---------- Data lines ----------
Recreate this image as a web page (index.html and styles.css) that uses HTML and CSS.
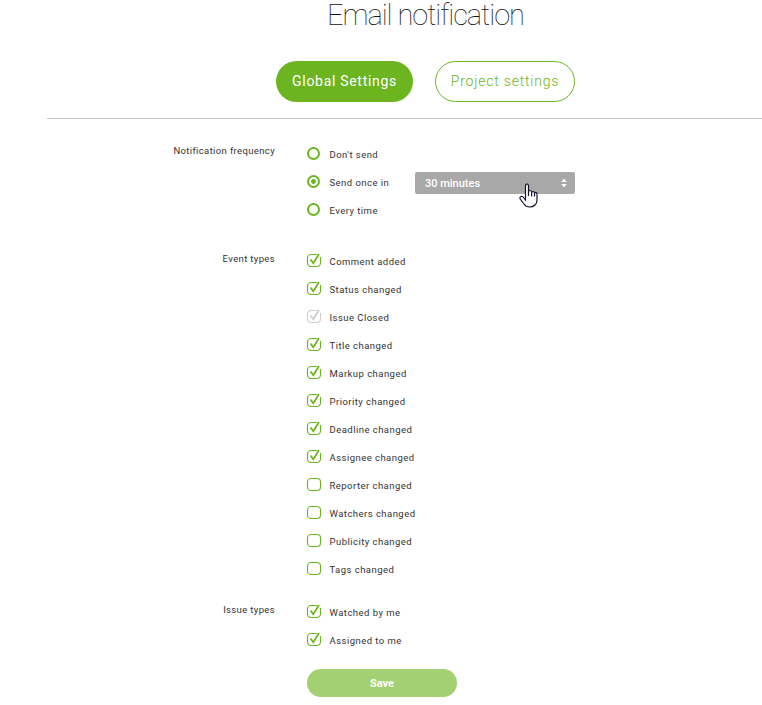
FILE: index.html
```
<!DOCTYPE html>
<html lang="en">
<head>
<meta charset="utf-8">
<title>Email notification</title>
<link rel="stylesheet" href="styles.css">
</head>
<body>
<svg class="sprite" aria-hidden="true">
  <symbol id="box" viewBox="0 0 16 16"><rect x="1.500" y="2.500" width="13" height="12" rx="3.500" fill="none" stroke="currentColor" stroke-width="1.100"/></symbol>
  <symbol id="checked" viewBox="0 0 16 16"><path d="M11 2.500H5A3.500 3.500 0 0 0 1.500 6v5A3.500 3.500 0 0 0 5 14.500h6a3.500 3.500 0 0 0 3.500-3.500V5" fill="none" stroke="currentColor" stroke-width="1.100"/><path d="M4.500 7.500 7.300 11.200 13 2" fill="none" stroke="currentColor" stroke-width="1.800"/></symbol>
</svg>
<main class="page">
  <h1 class="title">Email notification</h1>
  <nav class="tabs">
    <a class="tab tab-active">Global Settings</a>
    <a class="tab tab-outline">Project settings</a>
  </nav>
  <form class="settings">
    <section class="group">
      <div class="label">Notification frequency</div>
      <div class="options">
        <div class="option"><span class="radio"></span><span>Don't send</span></div>
        <div class="option"><span class="radio radio-on"></span><span class="once">Send once in</span>
          <div class="select"><span>30 minutes</span><svg class="arrows" viewBox="0 0 6 10"><path d="M0.300 4 3 0.500 5.700 4ZM0.300 6 3 9.500 5.700 6Z" fill="#fff"/></svg>
            <svg class="pointer" viewBox="0 0 19 25"><path d="M6.500 15V3.200Q6.500 1 8 1T9.500 3.200V9.500Q9.500 7.500 11 7.500T12.600 9.500V10Q12.600 8.500 14 8.500T15.500 10V10.700Q15.500 9.300 16.700 9.300T18 11V17Q18 20 16 22Q14 24 10.500 24Q7 24 5 21L1.200 16Q.4 14 2.100 13.500Q3.800 13.200 5 15L6.500 17Z" fill="#fff" stroke="#17142c" stroke-width="1.200"/><path d="M9.500 9v4M12.600 9.500v4M15.500 10v3.500" stroke="#17142c" stroke-width="1.200"/></svg>
          </div>
        </div>
        <div class="option"><span class="radio"></span><span>Every time</span></div>
      </div>
    </section>
    <section class="group events">
      <div class="label">Event types</div>
      <div class="options">
        <div class="option"><svg class="check"><use href="#checked"/></svg><span>Comment added</span></div>
        <div class="option"><svg class="check"><use href="#checked"/></svg><span>Status changed</span></div>
        <div class="option"><svg class="check disabled"><use href="#checked"/></svg><span>Issue Closed</span></div>
        <div class="option"><svg class="check"><use href="#checked"/></svg><span>Title changed</span></div>
        <div class="option"><svg class="check"><use href="#checked"/></svg><span>Markup changed</span></div>
        <div class="option"><svg class="check"><use href="#checked"/></svg><span>Priority changed</span></div>
        <div class="option"><svg class="check"><use href="#checked"/></svg><span>Deadline changed</span></div>
        <div class="option"><svg class="check"><use href="#checked"/></svg><span>Assignee changed</span></div>
        <div class="option"><svg class="check"><use href="#box"/></svg><span>Reporter changed</span></div>
        <div class="option"><svg class="check"><use href="#box"/></svg><span>Watchers changed</span></div>
        <div class="option"><svg class="check"><use href="#box"/></svg><span>Publicity changed</span></div>
        <div class="option"><svg class="check"><use href="#box"/></svg><span>Tags changed</span></div>
      </div>
    </section>
    <section class="group issues">
      <div class="label">Issue types</div>
      <div class="options">
        <div class="option"><svg class="check"><use href="#checked"/></svg><span>Watched by me</span></div>
        <div class="option"><svg class="check"><use href="#checked"/></svg><span>Assigned to me</span></div>
      </div>
    </section>
    <button class="save" type="button">Save</button>
  </form>
</main>
</body>
</html>
```
FILE: styles.css
```
* { box-sizing: border-box; }
body { margin: 0; background: #fff; color: #333; font: 9.5px/14px Roboto, sans-serif; overflow: hidden; }
.sprite { display: none; }
.page { height: 705px; margin-left: 47px; }
.title { margin: 0; padding-left: 280px; height: 61px; font-size: 29px; line-height: 30px; font-weight: 100; letter-spacing: -1.05px; color: #111; white-space: nowrap; }
.tabs { display: flex; gap: 22px; height: 58px; padding-left: 229px; border-bottom: 1px solid #c4c4c4; }
.tab { height: 41px; padding-bottom: 2px; border-radius: 21px; display: flex; align-items: center; justify-content: center; font-size: 14px; white-space: nowrap; }
.tab-active { width: 137px; background: #6cb521; color: #fff; letter-spacing: .7px; }
.tab-outline { width: 140px; border: 1px solid #6cb521; color: #6cb521; font-weight: 300; letter-spacing: .8px; }
.settings { padding-top: 22px; }
.group { display: grid; grid-template-columns: 228px 1fr; column-gap: 32px; letter-spacing: .46px; }
.label { text-align: right; padding-top: 3px; letter-spacing: .36px; }
.events { margin-top: 23px; }
.events .label, .issues .label { padding-top: 4px; }
.issues { margin-top: 15px; }
.option { display: flex; align-items: center; height: 28px; white-space: nowrap; }
.radio { width: 13px; height: 13px; border: 2px solid #6cb521; border-radius: 50%; margin: 0 9.500px 3px 0; }
.radio-on { background: radial-gradient(circle, #6cb521 2px, #fff 2.800px); }
.once { width: 85.500px; }
.check { width: 16px; height: 16px; margin: 0 7.500px 4px -1px; color: #6cb521; }
.disabled { color: #ccc; }
.select { position: relative; display: flex; align-items: center; justify-content: space-between; width: 160px; height: 22px; padding: 0 8px 0 10px; border-radius: 2px; background: #a8a8a8; color: #fff; font-size: 11px; line-height: 14px; font-weight: 500; letter-spacing: 0; }
.select span { padding-top: 1px; }
.arrows { width: 6px; height: 10px; }
.pointer { position: absolute; left: 104px; top: 11px; width: 19px; height: 25px; }
.save { display: block; margin: 14px 0 0 260px; width: 150px; height: 28px; padding: 1px 0 0; border: 0; border-radius: 14px; background: #a2d072; color: #fff; font: 700 11px/28px Roboto, sans-serif; }
```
----------
• [Task to carry out]: Print out the whole of the material word for word, without pictures.

• [Task output]:
Recreate this image as a web page (index.html and styles.css) that uses HTML and CSS.
FILE: index.html
```
<!DOCTYPE html>
<html lang="en">
<head>
<meta charset="utf-8">
<title>Email notification</title>
<link rel="stylesheet" href="styles.css">
</head>
<body>
<svg class="sprite" aria-hidden="true">
  <symbol id="box" viewBox="0 0 16 16"><rect x="1.500" y="2.500" width="13" height="12" rx="3.500" fill="none" stroke="currentColor" stroke-width="1.100"/></symbol>
  <symbol id="checked" viewBox="0 0 16 16"><path d="M11 2.500H5A3.500 3.500 0 0 0 1.500 6v5A3.500 3.500 0 0 0 5 14.500h6a3.500 3.500 0 0 0 3.500-3.500V5" fill="none" stroke="currentColor" stroke-width="1.100"/><path d="M4.500 7.500 7.300 11.200 13 2" fill="none" stroke="currentColor" stroke-width="1.800"/></symbol>
</svg>
<main class="page">
  <h1 class="title">Email notification</h1>
  <nav class="tabs">
    <a class="tab tab-active">Global Settings</a>
    <a class="tab tab-outline">Project settings</a>
  </nav>
  <form class="settings">
    <section class="group">
      <div class="label">Notification frequency</div>
      <div class="options">
        <div class="option"><span class="radio"></span><span>Don't send</span></div>
        <div class="option"><span class="radio radio-on"></span><span class="once">Send once in</span>
          <div class="select"><span>30 minutes</span><svg class="arrows" viewBox="0 0 6 10"><path d="M0.300 4 3 0.500 5.700 4ZM0.300 6 3 9.500 5.700 6Z" fill="#fff"/></svg>
            <svg class="pointer" viewBox="0 0 19 25"><path d="M6.500 15V3.200Q6.500 1 8 1T9.500 3.200V9.500Q9.500 7.500 11 7.500T12.600 9.500V10Q12.600 8.500 14 8.500T15.500 10V10.700Q15.500 9.300 16.700 9.300T18 11V17Q18 20 16 22Q14 24 10.500 24Q7 24 5 21L1.200 16Q.4 14 2.100 13.500Q3.800 13.200 5 15L6.500 17Z" fill="#fff" stroke="#17142c" stroke-width="1.200"/><path d="M9.500 9v4M12.600 9.500v4M15.500 10v3.500" stroke="#17142c" stroke-width="1.200"/></svg>
          </div>
        </div>
        <div class="option"><span class="radio"></span><span>Every time</span></div>
      </div>
    </section>
    <section class="group events">
      <div class="label">Event types</div>
      <div class="options">
        <div class="option"><svg class="check"><use href="#checked"/></svg><span>Comment added</span></div>
        <div class="option"><svg class="check"><use href="#checked"/></svg><span>Status changed</span></div>
        <div class="option"><svg class="check disabled"><use href="#checked"/></svg><span>Issue Closed</span></div>
        <div class="option"><svg class="check"><use href="#checked"/></svg><span>Title changed</span></div>
        <div class="option"><svg class="check"><use href="#checked"/></svg><span>Markup changed</span></div>
        <div class="option"><svg class="check"><use href="#checked"/></svg><span>Priority changed</span></div>
        <div class="option"><svg class="check"><use href="#checked"/></svg><span>Deadline changed</span></div>
        <div class="option"><svg class="check"><use href="#checked"/></svg><span>Assignee changed</span></div>
        <div class="option"><svg class="check"><use href="#box"/></svg><span>Reporter changed</span></div>
        <div class="option"><svg class="check"><use href="#box"/></svg><span>Watchers changed</span></div>
        <div class="option"><svg class="check"><use href="#box"/></svg><span>Publicity changed</span></div>
        <div class="option"><svg class="check"><use href="#box"/></svg><span>Tags changed</span></div>
      </div>
    </section>
    <section class="group issues">
      <div class="label">Issue types</div>
      <div class="options">
        <div class="option"><svg class="check"><use href="#checked"/></svg><span>Watched by me</span></div>
        <div class="option"><svg class="check"><use href="#checked"/></svg><span>Assigned to me</span></div>
      </div>
    </section>
    <button class="save" type="button">Save</button>
  </form>
</main>
</body>
</html>
```
FILE: styles.css
```
* { box-sizing: border-box; }
body { margin: 0; background: #fff; color: #333; font: 9.5px/14px Roboto, sans-serif; overflow: hidden; }
.sprite { display: none; }
.page { height: 705px; margin-left: 47px; }
.title { margin: 0; padding-left: 280px; height: 61px; font-size: 29px; line-height: 30px; font-weight: 100; letter-spacing: -1.05px; color: #111; white-space: nowrap; }
.tabs { display: flex; gap: 22px; height: 58px; padding-left: 229px; border-bottom: 1px solid #c4c4c4; }
.tab { height: 41px; padding-bottom: 2px; border-radius: 21px; display: flex; align-items: center; justify-content: center; font-size: 14px; white-space: nowrap; }
.tab-active { width: 137px; background: #6cb521; color: #fff; letter-spacing: .7px; }
.tab-outline { width: 140px; border: 1px solid #6cb521; color: #6cb521; font-weight: 300; letter-spacing: .8px; }
.settings { padding-top: 22px; }
.group { display: grid; grid-template-columns: 228px 1fr; column-gap: 32px; letter-spacing: .46px; }
.label { text-align: right; padding-top: 3px; letter-spacing: .36px; }
.events { margin-top: 23px; }
.events .label, .issues .label { padding-top: 4px; }
.issues { margin-top: 15px; }
.option { display: flex; align-items: center; height: 28px; white-space: nowrap; }
.radio { width: 13px; height: 13px; border: 2px solid #6cb521; border-radius: 50%; margin: 0 9.500px 3px 0; }
.radio-on { background: radial-gradient(circle, #6cb521 2px, #fff 2.800px); }
.once { width: 85.500px; }
.check { width: 16px; height: 16px; margin: 0 7.500px 4px -1px; color: #6cb521; }
.disabled { color: #ccc; }
.select { position: relative; display: flex; align-items: center; justify-content: space-between; width: 160px; height: 22px; padding: 0 8px 0 10px; border-radius: 2px; background: #a8a8a8; color: #fff; font-size: 11px; line-height: 14px; font-weight: 500; letter-spacing: 0; }
.select span { padding-top: 1px; }
.arrows { width: 6px; height: 10px; }
.pointer { position: absolute; left: 104px; top: 11px; width: 19px; height: 25px; }
.save { display: block; margin: 14px 0 0 260px; width: 150px; height: 28px; padding: 1px 0 0; border: 0; border-radius: 14px; background: #a2d072; color: #fff; font: 700 11px/28px Roboto, sans-serif; }
```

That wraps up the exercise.